Woke up this morning and took a gravity reading and pitched the yeast. The gravity (temp corrected) was 1.043. I messed around in beersmith with the house efficiency figure to make the estimated OG match up with the measured OG and that gave me an efficiency of 76%. I don't know if that's an accurate way to work it out or not. Can anyone inform me?

I was pretty happy with 1.043 either way. That's exactly what I wanted, keeping in mind I ended up cutting back to 1.5kg of base ale malt (I can't even remember why I did this, but I guess it made sense anyway).

Hoping I can get this to ferment down to 1.008 giving 4.5% abv, which is what I was trying to achieve.

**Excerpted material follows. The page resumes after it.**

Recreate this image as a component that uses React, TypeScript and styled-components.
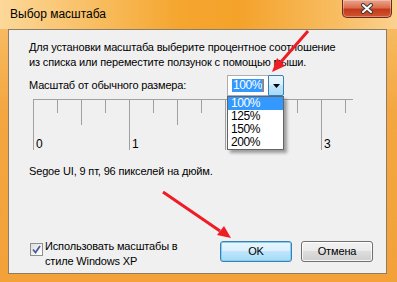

All up it did take me a few hours but I had help by the missus the whole time, AND, I also put down TWO other brews in the same night. So I have three fermenting right now. That is simply awesome.
 
Good work MB.

What you've done to calculate your efficiency sounds spot on. The only suggestion I have is to check you had the liquid malt as an 'after boil' addition in beersmith? If not, I think your estimated hop utilisation would be a bit low and it might be in the 25+ IBU range.

Save some of this one!
 
Yep it was ticked as an add after boil. Beersmith has this 21.9 IBU. I reduced the amount of hops slightly because they were a higher AA than the ones we used last time for that all extract.
 
I finally made this the other day, it was DrSmurtos GA. Everything seemed to have gone OK, the final volume was just over 8L, I topped it up with a bit of water to around 9L.

Hi shellnaf, would you mind posting your recipe and water volumes? I'm aiming to do a small AG BIAB of the same recipe in a 20L pot and would like to see your numbers.